Start of ROWS

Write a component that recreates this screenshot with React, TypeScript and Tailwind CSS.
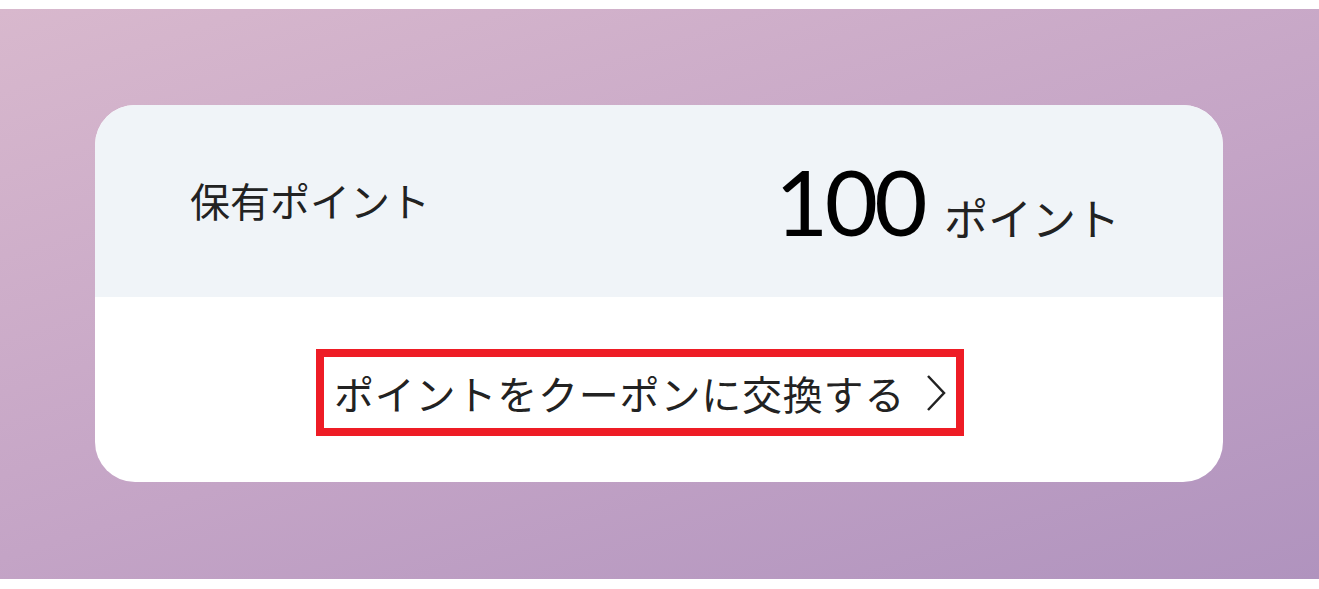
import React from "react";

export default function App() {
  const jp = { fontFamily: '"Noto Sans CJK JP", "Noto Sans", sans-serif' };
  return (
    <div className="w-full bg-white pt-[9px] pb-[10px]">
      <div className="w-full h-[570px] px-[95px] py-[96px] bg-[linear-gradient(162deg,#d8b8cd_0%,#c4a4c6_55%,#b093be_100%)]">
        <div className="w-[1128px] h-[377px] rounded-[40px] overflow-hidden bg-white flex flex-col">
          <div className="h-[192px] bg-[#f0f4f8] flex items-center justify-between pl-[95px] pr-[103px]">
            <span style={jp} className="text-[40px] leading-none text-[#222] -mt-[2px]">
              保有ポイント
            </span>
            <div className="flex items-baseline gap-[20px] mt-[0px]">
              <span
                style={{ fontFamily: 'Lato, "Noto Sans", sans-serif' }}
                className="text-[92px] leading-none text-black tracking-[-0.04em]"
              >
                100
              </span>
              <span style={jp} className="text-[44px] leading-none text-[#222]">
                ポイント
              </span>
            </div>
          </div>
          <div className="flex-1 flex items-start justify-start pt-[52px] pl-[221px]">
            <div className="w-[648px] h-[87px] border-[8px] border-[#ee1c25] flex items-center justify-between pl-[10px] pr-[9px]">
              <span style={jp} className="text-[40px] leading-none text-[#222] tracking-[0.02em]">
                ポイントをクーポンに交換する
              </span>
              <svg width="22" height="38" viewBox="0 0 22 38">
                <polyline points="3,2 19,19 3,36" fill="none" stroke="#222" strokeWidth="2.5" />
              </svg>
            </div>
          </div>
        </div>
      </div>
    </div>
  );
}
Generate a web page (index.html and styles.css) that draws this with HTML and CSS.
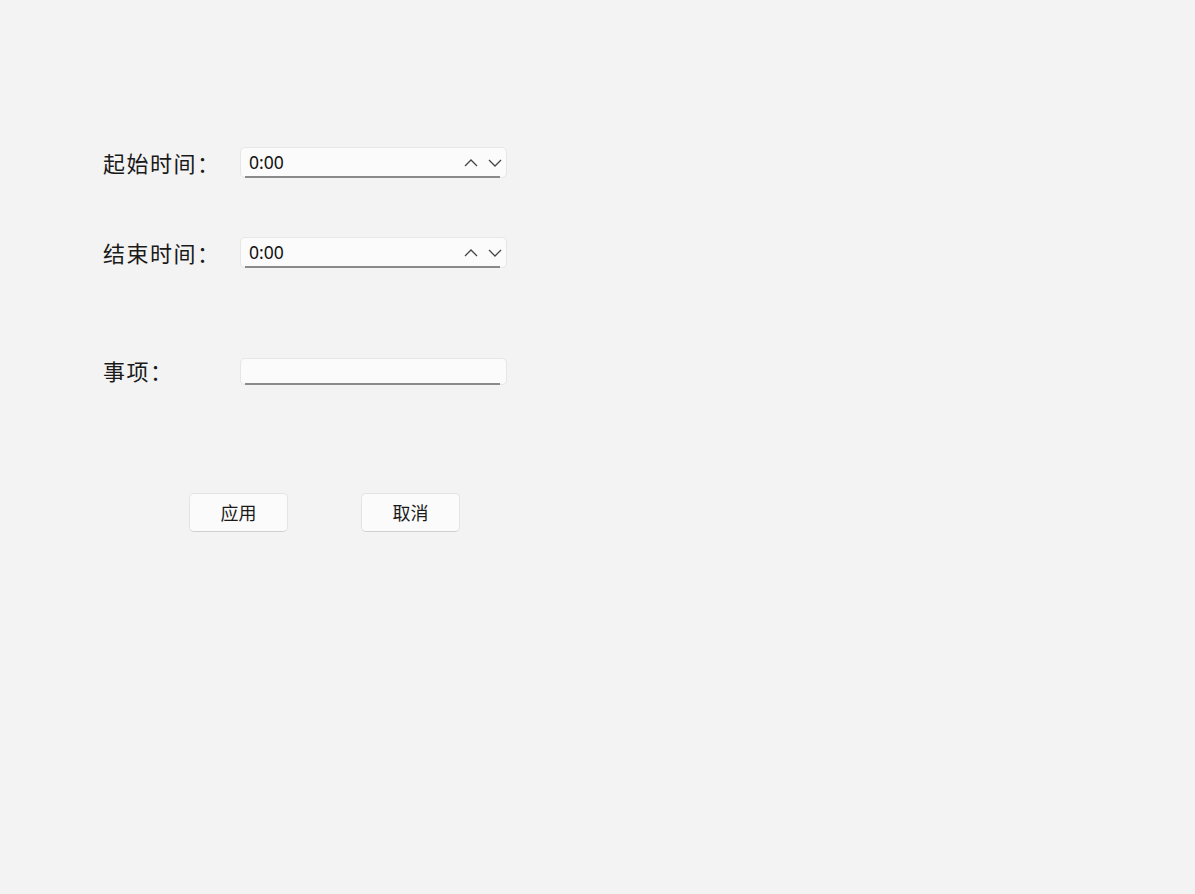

End of ROWS

> [PROBLEM DESCRIPTION]:
Please restate the material above line by line, exactly, beginning at its first line and ending with the line that contains "import React from", without any pictures.

> [PROBLEM SOLUTION]:
Write a component that recreates this screenshot with React, TypeScript and Tailwind CSS.
import React from "react";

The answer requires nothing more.